---- Data rows
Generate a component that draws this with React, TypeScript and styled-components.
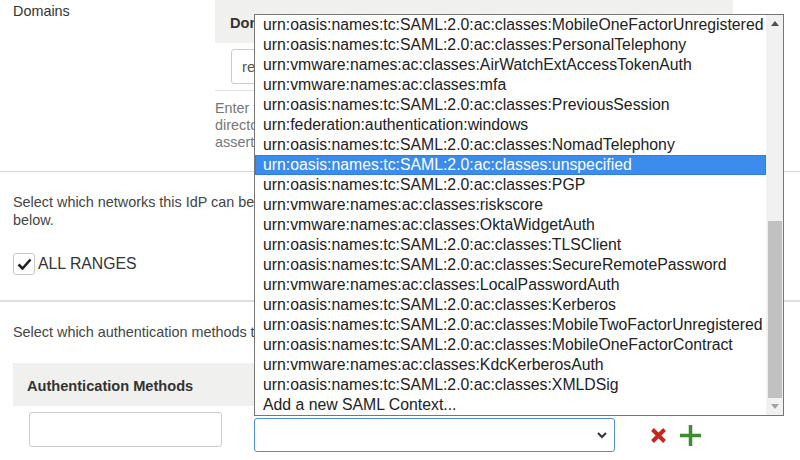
import styled, { createGlobalStyle, css } from 'styled-components'

const GlobalStyle = createGlobalStyle`
  html, body {
    margin: 0;
    padding: 0;
    background: #fff;
  }
  body {
    font-family: 'Liberation Sans', Arial, sans-serif;
    color: #333;
  }
`

const contexts = [
  'urn:oasis:names:tc:SAML:2.0:ac:classes:MobileOneFactorUnregistered',
  'urn:oasis:names:tc:SAML:2.0:ac:classes:PersonalTelephony',
  'urn:vmware:names:ac:classes:AirWatchExtAccessTokenAuth',
  'urn:vmware:names:ac:classes:mfa',
  'urn:oasis:names:tc:SAML:2.0:ac:classes:PreviousSession',
  'urn:federation:authentication:windows',
  'urn:oasis:names:tc:SAML:2.0:ac:classes:NomadTelephony',
  'urn:oasis:names:tc:SAML:2.0:ac:classes:unspecified',
  'urn:oasis:names:tc:SAML:2.0:ac:classes:PGP',
  'urn:vmware:names:ac:classes:riskscore',
  'urn:vmware:names:ac:classes:OktaWidgetAuth',
  'urn:oasis:names:tc:SAML:2.0:ac:classes:TLSClient',
  'urn:oasis:names:tc:SAML:2.0:ac:classes:SecureRemotePassword',
  'urn:vmware:names:ac:classes:LocalPasswordAuth',
  'urn:oasis:names:tc:SAML:2.0:ac:classes:Kerberos',
  'urn:oasis:names:tc:SAML:2.0:ac:classes:MobileTwoFactorUnregistered',
  'urn:oasis:names:tc:SAML:2.0:ac:classes:MobileOneFactorContract',
  'urn:vmware:names:ac:classes:KdcKerberosAuth',
  'urn:oasis:names:tc:SAML:2.0:ac:classes:XMLDSig',
  'Add a new SAML Context...',
]

const Page = styled.div`
  position: relative;
  width: 800px;
  height: 460px;
  overflow: hidden;
`

const DomainsSection = styled.section`
  display: grid;
  grid-template-columns: 215px 518px;
  height: 171px;
  border-bottom: 1px solid #d9d9d9;
`

const FieldLabel = styled.div`
  padding: 3px 0 0 13px;
  font-size: 14.4px;
  line-height: 17px;
`

const TableHead = styled.div<{ indent?: number }>`
  height: 43px;
  background: #f0f1ef;
  display: flex;
  align-items: center;
  justify-content: space-between;
  padding: 2px 12px 0 ${({ indent }) => indent ?? 15}px;
  box-sizing: border-box;
  font-size: 14.6px;
  font-weight: bold;
  color: #333;
`

const InputRow = styled.div`
  padding: 6px 0 6px 16px;
  border-bottom: 1px solid #e2e2e2;
`

const TextInput = styled.input<{ w: number }>`
  ${({ w }) => css`
    width: ${w}px;
  `}
  height: 35px;
  box-sizing: border-box;
  border: 1px solid #ccc;
  border-radius: 3px;
  padding: 0 10px;
  font-family: inherit;
  font-size: 15px;
  color: #555;
`

// clipped at the open dropdown's edge, where the reference cuts these texts
const Clip = styled.div<{ w: number }>`
  width: ${({ w }) => w}px;
  overflow: hidden;
  white-space: nowrap;
`

const HelpText = styled.p`
  margin: 0;
  padding-top: 9px;
  font-size: 14.4px;
  line-height: 17px;
  color: #777;
`

const NetworksSection = styled.section`
  height: 130px;
  padding: 21px 13px 0;
  box-sizing: border-box;
  border-bottom: 2px solid #dedede;
`

const Intro = styled.p`
  margin: 0;
  font-size: 14.4px;
  line-height: 18px;
  color: #444;
`

const CheckRow = styled.label`
  display: flex;
  align-items: center;
  gap: 3px;
  margin-top: 24px;
  font-size: 15.8px;
  color: #333;
`

const CheckBox = styled.span`
  width: 22px;
  height: 22px;
  box-sizing: border-box;
  border: 1px solid #c8c8c8;
  border-radius: 3px;
  display: flex;
  align-items: center;
  justify-content: center;
  background: #fff;
`

const AuthSection = styled.section`
  padding: 21px 13px 0;
`

const MethodsHead = styled(TableHead)`
  margin-top: 22px;
  width: 720px;
`

const MethodRow = styled.div`
  display: flex;
  align-items: flex-start;
  padding-left: 16px;
  margin-top: 6px;
`

const SelectBox = styled.div`
  margin: 6px 0 0 32px;
  width: 361px;
  height: 34px;
  box-sizing: border-box;
  border: 1px solid #4d90e0;
  border-radius: 3px;
  display: flex;
  align-items: center;
  justify-content: flex-end;
  padding-right: 6px;
`

const RowActions = styled.div`
  display: flex;
  align-items: center;
  gap: 13px;
  margin: 13px 0 0 35px;
`

const Dropdown = styled.div`
  position: absolute;
  left: 254px;
  top: 14px;
  width: 530px;
  height: 402px;
  box-sizing: border-box;
  border: 1px solid #767676;
  background: #fff;
  display: flex;
`

const OptionList = styled.ul`
  list-style: none;
  margin: 0;
  padding: 0;
  flex: 1;
`

const Option = styled.li<{ selected?: boolean }>`
  height: 20px;
  line-height: 20px;
  padding-left: 8px;
  font-size: 15.8px;
  white-space: nowrap;
  overflow: hidden;
  color: #222;
  ${({ selected }) =>
    selected &&
    css`
      background: #3b8cec;
      color: #fff;
      box-shadow: inset 0 0 0 1px #2f7fe0;
    `}
`

const ScrollTrack = styled.div`
  width: 17px;
  background: #f1f1f1;
  display: flex;
  flex-direction: column;
  align-items: center;
`

const ScrollArrow = styled.div`
  height: 17px;
  display: flex;
  align-items: center;
  justify-content: center;
`

const ScrollThumb = styled.div`
  width: 14px;
  height: 177px;
  margin-top: auto;
  background: #c1c1c1;
`

const Chevron = () => (
  <svg width="12" height="8" viewBox="0 0 12 8">
    <path d="M2 2l4 4 4-4" fill="none" stroke="#333" strokeWidth="2" />
  </svg>
)

const RemoveIcon = () => (
  <svg width="17" height="17" viewBox="0 0 17 17">
    <path d="M2.5 2.5l12 12M14.5 2.5l-12 12" stroke="#c8261b" strokeWidth="4" />
  </svg>
)

const AddIcon = ({ size = 21 }: { size?: number }) => (
  <svg width={size} height={size} viewBox="0 0 21 21">
    <path d="M10.5 0v21M0 10.5h21" stroke="#3c8d2f" strokeWidth="3.5" />
  </svg>
)

const Check = () => (
  <svg width="15" height="12" viewBox="0 0 15 12">
    <path d="M1.5 6.5l4 4 8-9" fill="none" stroke="#222" strokeWidth="2.6" />
  </svg>
)

const Arrow = ({ up }: { up?: boolean }) => (
  <svg width="8" height="5" viewBox="0 0 8 5">
    <path d={up ? 'M0 5h8L4 0z' : 'M0 0h8L4 5z'} fill={up ? '#505050' : '#a3a3a3'} />
  </svg>
)

export default function App() {
  return (
    <Page>
      <GlobalStyle />

      <DomainsSection>
        <FieldLabel>Domains</FieldLabel>
        <div>
          <TableHead>
            <Clip w={24}>Domains</Clip>
            <AddIcon size={18} />
          </TableHead>
          <InputRow>
            <TextInput w={360} defaultValue="realm.local" />
          </InputRow>
          <Clip w={39}>
            <HelpText>
              Enter the domains handled by this IdP.
              <br />
              directory domain matches are sent here for
              <br />
              assertion of their identity.
            </HelpText>
          </Clip>
        </div>
      </DomainsSection>

      <NetworksSection>
        <Clip w={241}>
          <Intro>
            Select which networks this IdP can be used from.
            <br />
            below.
          </Intro>
        </Clip>
        <CheckRow>
          <CheckBox>
            <Check />
          </CheckBox>
          ALL RANGES
        </CheckRow>
      </NetworksSection>

      <AuthSection>
        <Clip w={241}>
          <Intro>Select which authentication methods this IdP supports.</Intro>
        </Clip>
        <MethodsHead indent={14}>Authentication Methods</MethodsHead>
        <MethodRow>
          <TextInput w={193} />
          <SelectBox>
            <Chevron />
          </SelectBox>
          <RowActions>
            <RemoveIcon />
            <AddIcon />
          </RowActions>
        </MethodRow>
      </AuthSection>

      <Dropdown>
        <OptionList>
          {contexts.map((c, i) => (
            <Option key={c} selected={i === 7}>
              {c}
            </Option>
          ))}
        </OptionList>
        <ScrollTrack>
          <ScrollArrow>
            <Arrow up />
          </ScrollArrow>
          <ScrollThumb />
          <ScrollArrow>
            <Arrow />
          </ScrollArrow>
        </ScrollTrack>
      </Dropdown>
    </Page>
  )
}
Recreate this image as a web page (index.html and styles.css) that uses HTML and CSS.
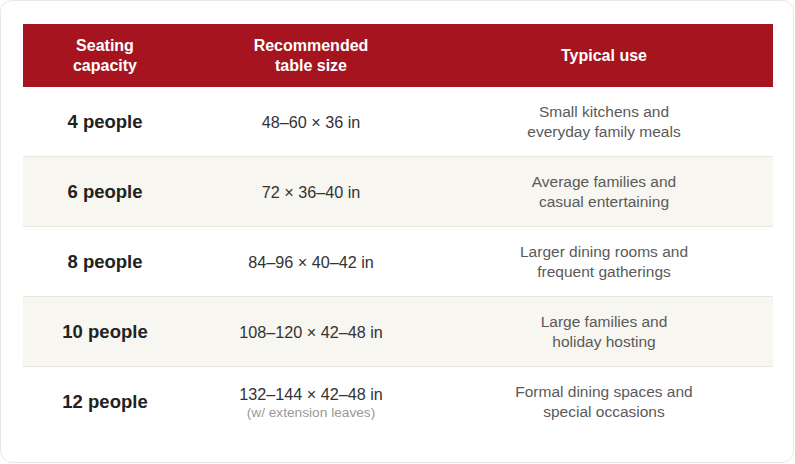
FILE: index.html
```html
<!DOCTYPE html>
<html lang="en">
<head>
<meta charset="utf-8">
<title>Table sizes by seating capacity</title>
<link rel="stylesheet" href="styles.css">
</head>
<body>
<div class="card">
  <table class="sizes">
    <colgroup>
      <col class="c1"><col class="c2"><col class="c3">
    </colgroup>
    <thead>
      <tr>
        <th>Seating<br>capacity</th>
        <th>Recommended<br>table size</th>
        <th>Typical use</th>
      </tr>
    </thead>
    <tbody>
      <tr>
        <td class="cap">4 people</td>
        <td class="size">48–60 × 36 in</td>
        <td class="use">Small kitchens and<br>everyday family meals</td>
      </tr>
      <tr class="alt">
        <td class="cap">6 people</td>
        <td class="size">72 × 36–40 in</td>
        <td class="use">Average families and<br>casual entertaining</td>
      </tr>
      <tr>
        <td class="cap">8 people</td>
        <td class="size">84–96 × 40–42 in</td>
        <td class="use">Larger dining rooms and<br>frequent gatherings</td>
      </tr>
      <tr class="alt">
        <td class="cap">10 people</td>
        <td class="size">108–120 × 42–48 in</td>
        <td class="use">Large families and<br>holiday hosting</td>
      </tr>
      <tr class="last">
        <td class="cap">12 people</td>
        <td class="size">132–144 × 42–48 in<span class="note">(w/ extension leaves)</span></td>
        <td class="use">Formal dining spaces and<br>special occasions</td>
      </tr>
    </tbody>
  </table>
</div>
</body>
</html>
```

FILE: styles.css
```css
html, body {
  margin: 0;
  padding: 0;
  background: #ffffff;
}

body {
  font-family: "Liberation Sans", Arial, sans-serif;
}

.card {
  box-sizing: border-box;
  width: 794px;
  height: 463px;
  border: 1px solid #ebe8e0;
  border-radius: 12px;
  background: #ffffff;
  padding: 23px 20px 0 22px;
}

.sizes {
  width: 750px;
  border-collapse: collapse;
  table-layout: fixed;
}

.c1 { width: 164px; }
.c2 { width: 248px; }
.c3 { width: 338px; }

.sizes th {
  background: #a6151f;
  color: #ffffff;
  font-weight: bold;
  font-size: 16px;
  line-height: 20px;
  padding: 12px 10px 11px;
  text-align: center;
  vertical-align: middle;
}

.sizes td {
  height: 40px;
  padding: 15px 10px 14px;
  text-align: center;
  vertical-align: middle;
  border-bottom: 1px solid #ebe7de;
}

.sizes tr.alt td {
  background: #f8f6f0;
}

.sizes tr.last td {
  border-bottom: none;
}

.cap {
  font-weight: bold;
  font-size: 18.5px;
  color: #222222;
}

.size {
  font-size: 16.2px;
  line-height: 20px;
  color: #333333;
}

.note {
  display: block;
  font-size: 13.7px;
  line-height: 17px;
  color: #999999;
}

.use {
  font-size: 15.5px;
  line-height: 20px;
  color: #5a5a5a;
}
```
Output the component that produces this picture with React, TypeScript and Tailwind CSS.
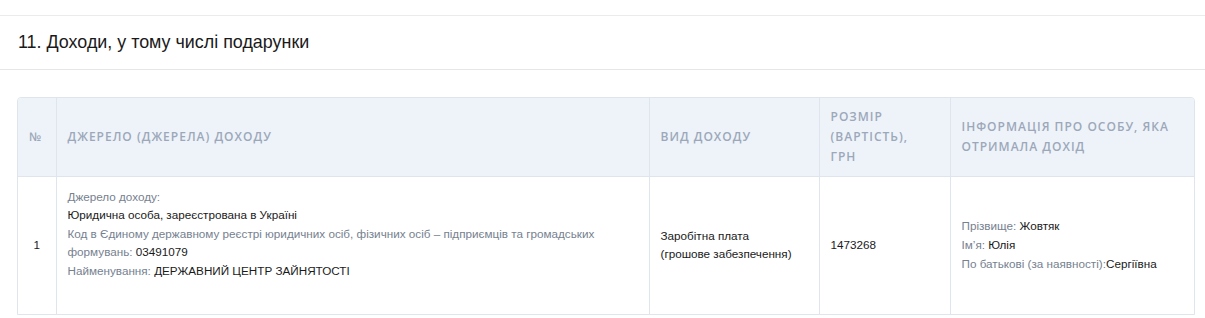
--------
Short problem: Locate the word "with" in the records and collect each line it appears in.

Result below:
Generate a component that draws this with React, TypeScript and styled-components.
Output the component that produces this picture with React, TypeScript and Tailwind CSS.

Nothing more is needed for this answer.